During arguments, Judge Jay Bybee appeared to lean at times toward the plaintiffs. One of the plaintiffs attorneys, Dennis Cunningham, filed a motion last week to recuse Bybee from the panel, citing his involvement with the Bush administration "torture memo." Once denied, Cunningham filed an "emergency motion" under 9th U.S. Circuit Court of Appeals rule 27-3 for independent consideration by the court, which apparently was rejected.

In a civil suit in San Francisco Superior Court, a jury awarded the plaintiffs $41,500 in compensatory damages and $4,500 in punitive damages against two of the officers, Alex Fagan Jr. and Matthew Tonsing. The jury awarded no damages against the third officer, David Lee. All three officers were acquitted of criminal charges stemming from the incident.

Wednesday's appeal derives from a separate federal suit against San Francisco and former assistant police chief Alex Fagan Sr. -- Fagan Jr.'s father. U.S. District Judge Jeffrey White threw out the plaintiffs' suit on summary judgment.

Cunningham, the appellate attorney for plaintiff Jade Santoro, said that the court's ruling should require a "minimum amount of congruence" between the off-duty and on-duty conduct, enough to warrant scrutiny from police brass.

In 1996's Van Ort v. Stanewich, 92 F.3d, 831, a 9th Circuit panel found that an off-duty policeman in San Diego County acted as a private citizen, not a state actor, during the commission of an armed robbery. Two years later, in Huffman v. Los Angeles, 147 F.3d, 1054, another 9th Circuit panel sided with Los Angeles County in a suit that came after a drunk deputy sheriff shot and killed someone during a barroom brawl.

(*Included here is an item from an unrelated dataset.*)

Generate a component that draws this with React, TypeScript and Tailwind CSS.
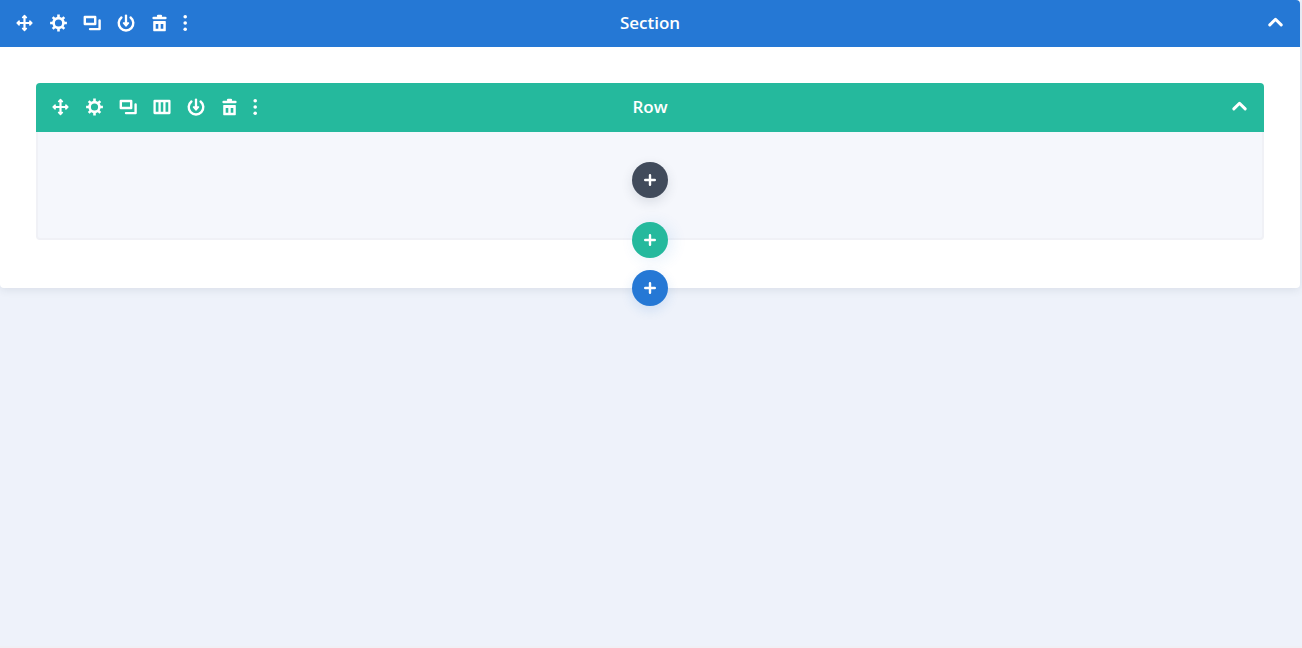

Though Judge Sidney Thomas eventually seemed aligned with Noonan, early in Wednesday's argument Thomas tested the position of plaintiff Adam Snyder's attorney, John Houston Scott, questioning whether he would make local governments liable for every incident involving an off-duty police officer.

Scott said no, but he distinguished Wednesday's case from the two earlier 9th Circuit cases. Fagan Jr.'s off-duty conduct in the 2002 fight was "virtually identical" to the way he acted when he was on the clock, Scott said. "This was his modus operandi."

David Newdorf, a San Francisco deputy city attorney, countered that argument at one point, saying, "The use of force in carrying out police work ... is categorically different than off-duty conduct."

He argued Wednesday that, as a 14th Amendment case, the plaintiffs' argument falls short for two reasons -- there was no state action involved, and there was no link between the fight and any custom, policy or practice of the police department.

"It was three private individuals," Newdorf said, adding that none of them identified themselves as a cop. "If a badge had been displayed, there's your state action."

By that same logic, he added, "If I go out tonight and give some bad advice, the city is not liable for legal malpractice."

Thomas also took the defense to task, wondering whether, if a police department retains the power to discipline officers for off-duty conduct, it would also bear some responsibility for actions off the clock.

Thomas asked Newdorf whether he could envision any circumstance where a municipality would be liable for off-duty conduct.

Newdorf said he could, if there was an "affirmative, official policy that said after your shift is over, you have to go out in the street and beat somebody up."